Premesso che tutte le controversie relative a diritti disponibili sono suscettibili di mediazione, l’articolo 5 del suddetto decreto individua analiticamente le materie non passibili di mediazione. Le esclusioni riguardano i procedimenti di consulenza tecnica preventiva di cui all’articolo 696 bis del codice di rito civile, i procedimenti per ingiunzione, inclusa l’opposizione, fino alla pronuncia sulle istanze di concessione e sospensione della provvisoria esecuzione. Sono inoltre esentati dalla mediazione i procedimenti per convalida di licenza o sfratto, quelli possessori, quelli presi in camera di consiglio ed infine quelli relativi all’azione civile esercitata in sede penale. 

E’ doveroso altresì menzionare che, con forme sostanzialmente mutuate dalla disciplina sulla mediazione, il Governo ha introdotto con decreto legge 132/2014 l’istituto della negoziazione assistita. 
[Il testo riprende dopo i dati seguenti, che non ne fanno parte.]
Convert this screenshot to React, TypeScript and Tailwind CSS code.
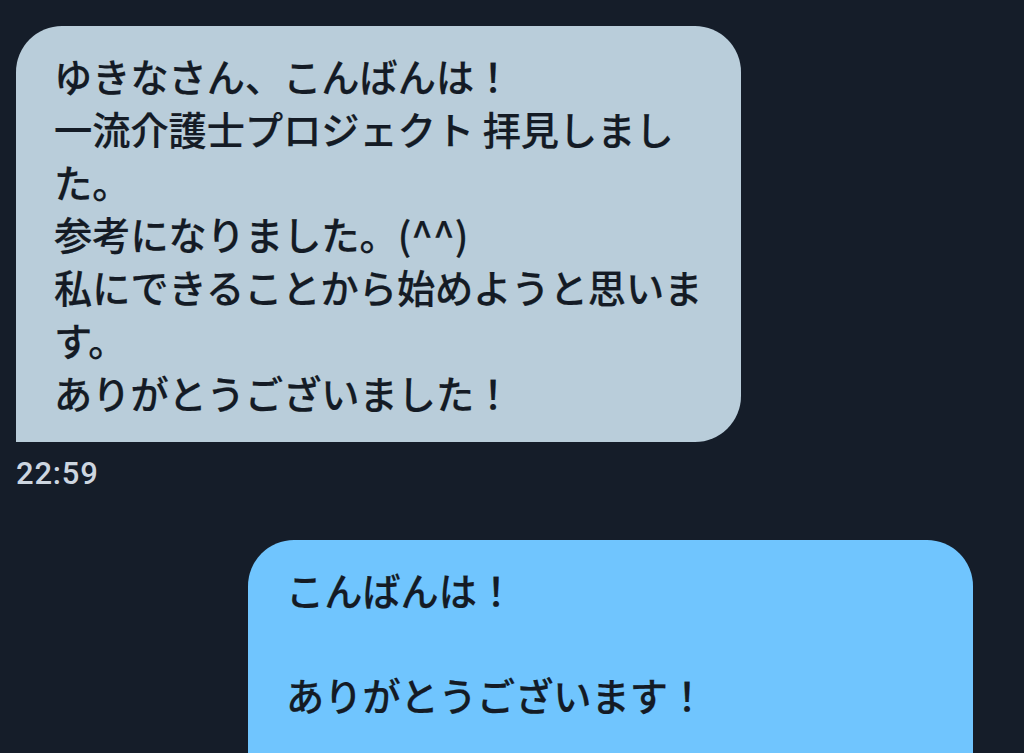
const jp = "font-['Hiragino_Sans','Noto_Sans_CJK_JP',sans-serif]";

function Bubble({ lines, side }: { lines: string[]; side: "in" | "out" }) {
  const tone =
    side === "in"
      ? "bg-[#b9cdda] rounded-[46px] rounded-bl-none"
      : "bg-[#70c5fe] rounded-[46px] rounded-br-none";
  return (
    <div className={`w-[725px] pl-[38px] pr-[20px] pt-[24px] pb-[22px] ${tone}`}>
      {lines.map((l, i) => (
        <div
          key={i}
          className={`${jp} h-[52.8px] whitespace-nowrap text-[38.2px] font-medium leading-[52.8px] text-[#141b25] [-webkit-text-stroke:0.2px_#141b25]`}
        >
          {l || "\u00a0"}
        </div>
      ))}
    </div>
  );
}

export default function App() {
  return (
    <div className="h-[753px] w-[1024px] overflow-hidden bg-[#151d29]">
      <div className="pl-4 pt-[26px]">
        <Bubble
          side="in"
          lines={[
            "ゆきなさん、こんばんは！",
            "一流介護士プロジェクト 拝見しまし",
            "た。",
            "参考になりました。(^^)",
            "私にできることから始めようと思いま",
            "す。",
            "ありがとうございました！",
          ]}
        />
        <div className="mt-[14px] font-['Roboto',sans-serif] text-[31px] font-medium leading-[36px] tracking-[0.8px] text-[#cdd6e0]">
          22:59
        </div>
      </div>
      <div className="mt-[48px] flex justify-end pr-[51px]">
        <Bubble side="out" lines={["こんばんは！", "", "ありがとうございます！", "", ""]} />
      </div>
    </div>
  );
}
Questa ulteriore forma di deflazione del contenzioso permette di affidare la risoluzione della lite alla capacità professionale di uno o più avvocati ai quali le parti si rivolgono per essere agevolate nel raggiungimento di un accordo in via amichevole. La domanda deve essere proposta in forma scritta a pena di nullità e, come è facile intuire, non è necessario l’intervento di alcun organismo di mediazione. Necessaria è solo l’assistenza di avvocati iscritti al relativo albo professionale. Ferme le esclusioni nelle stesse materie della mediazione, il procedimento deve avere una durata non inferiore ad un mese e non superiore a tre mesi, prorogabili di ulteriori trenta giorni. Il suddetto tentativo deve inoltre concludersi con accordo che, se sottoscritto dalle parti e dagli avvocati che le assistono, costituisce titolo esecutivo e per l’iscrizione ad ipoteca giudiziale. 

Mediazione e negoziazione assistita sono solo due esempi dei tanti filtri processuali imposti dal Legislatore. L’istituto della giurisdizione condizionata, osteggiato da buona parte della dottrina, deve essere però letto come un inevitabile strumento per risolvere un vero e proprio cancro per la giustizia italiana. I cittadini, specialmente gli operatori del diritto, devono guardare con assoluto favore questi provvedimenti, in quanto sono gli unici che attualmente permettono ai tribunali italiani di lavorare in maniera efficiente e produttiva, svincolandosi dalla palude costituita da arretrato e contenzioso bagatellare.